The proposal is new, and is being studied by the Quebec media, including The Globe and Mail, which publishes nationally. But it is not favored, even by the established media that could potentially benefit the most. The National Post has advocated against it, in a recent article calling it:  “a paternalistic approach that that reveals a failure to grasp how quickly technology is changing delivery of the news…”

The Globe and Mail published an editorial in the August 27, 2011, edition of the paper that crystallizes the issues well.  I’m going to take the liberty of quoting the entire piece, since not only does it address the issue of licensing of journalists narrowly, but sets it in the broader context of our topic today – digital media, journalism and freedom of expression.

“A licensing system for journalists being discussed in Quebec is a form of press regulation that would put limits on the free flow of information.

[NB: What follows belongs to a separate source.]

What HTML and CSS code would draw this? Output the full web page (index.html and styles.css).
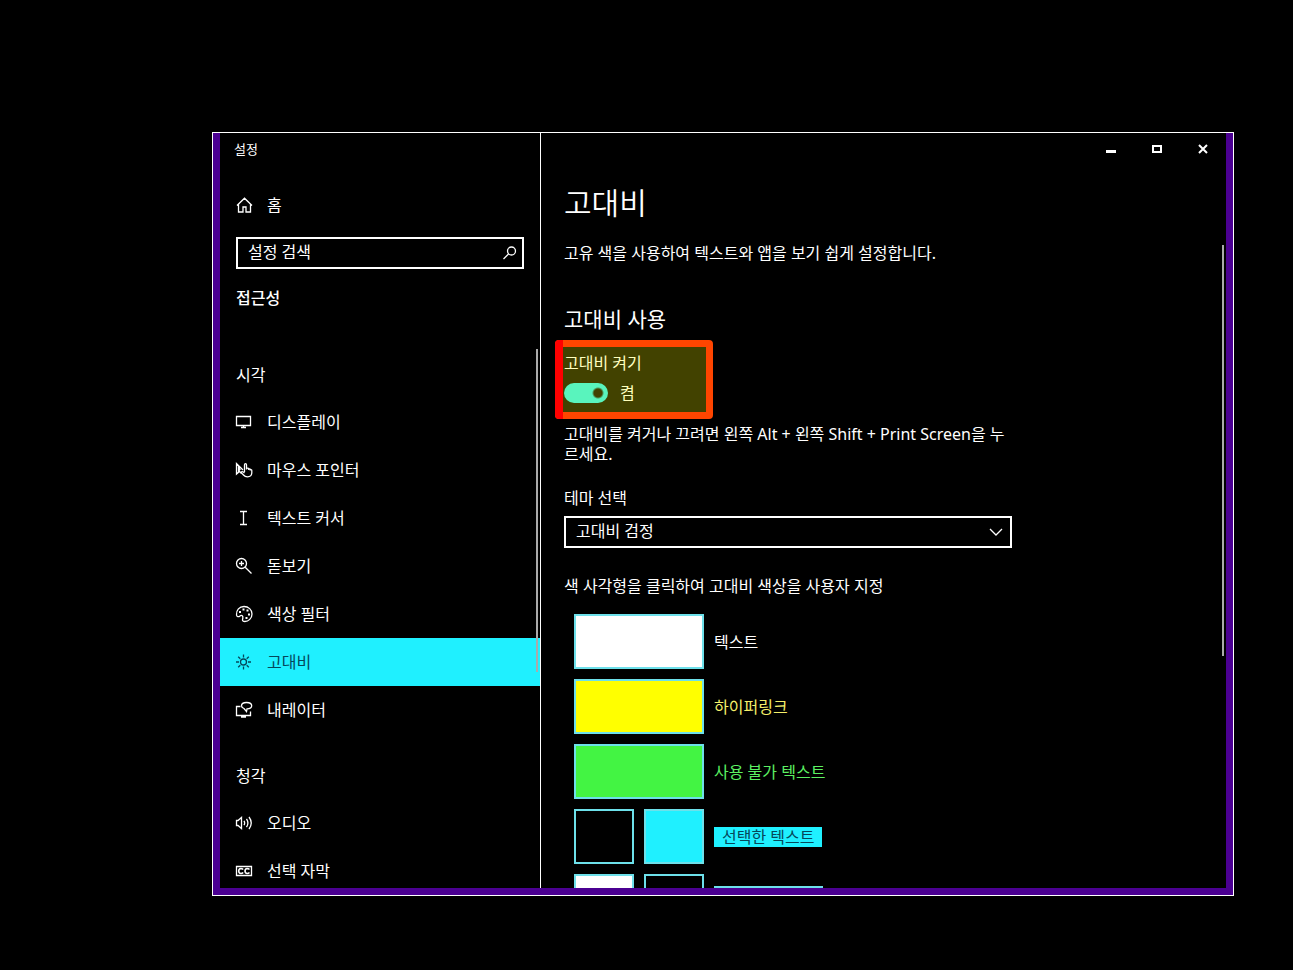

The licensing system would create a “professional journalist” designation, backed by Quebec law that could provide for preferential access to government sources and extra rights to protection of sources. That may sound seductive to some journalists. Exclusivity, bargaining power, prestige and money may be seen as side benefits to a professional licensing system administered by a body of journalists. But the damage to press freedom, and therefore to individual journalists, card carrying or otherwise, would be considerable.

How? Controlling access to sources or to news conferences would by definition mute or limit some voices.  Who might be shut down?  Those who cannot afford professional schools, if that is what is required for a designation. Or those who find, whether at 14 or 94, that they have something to say, in a newspaper or on Facebook or in forms not yet invented. The group of people excluded would be massive.

And the free flow of information would be subject to state control.  Government advertising would be restricted (under one proposal) to those news organizations that meet accepted proportions of “professional” journalists.  News organizations that don’t could be destroyed – including Internet start ups that could one day become as large and powerful as the Huffington Post.

A proposal to make French language proficiency a requirement of journalists could shut down voices in minority-language media.  The proposal shows that political imperatives other than journalistic ones could be imposed on a licensing system.

What is a journalist?  It helps to be able to read and write – but a camera may be enough.  What really matters is zeal for the story, within the boundaries set by laws of defamation, privacy and so on.  At the very moment that a multiplicity of talents and voices, emerging thanks to new technologies, has helped to topple dictators in the Middle East, Quebec is rejecting the marketplace – of ideas, talents, desires, money and ingenuity – and trying to replace it with state-approved controls.”

Freedom of expression is a right that requires vigilance to uphold, certainly internationally, but also here in Canada.  All Canadians (not only journalists) have much to gain by nurturing and protecting that right.  Digital media has unlocked incredible creative potential within traditional media and has brought competition to the marketplace of ideas and journalism.  However, despite the many advances technology has provided and the massive potential of digital media to journalism – as we have seen – there have been some interesting, and some alarming, reactions.

Freedom of expression is not to be taken for granted – and you, the future lawyers with the best grasp of what new technology is capable of, and the best handle on how to protect the intellectual property — the journalism – created – will have a chance to be the next wave of defenders.  It is an exciting time to be entering this field, and I wish you all the best of luck.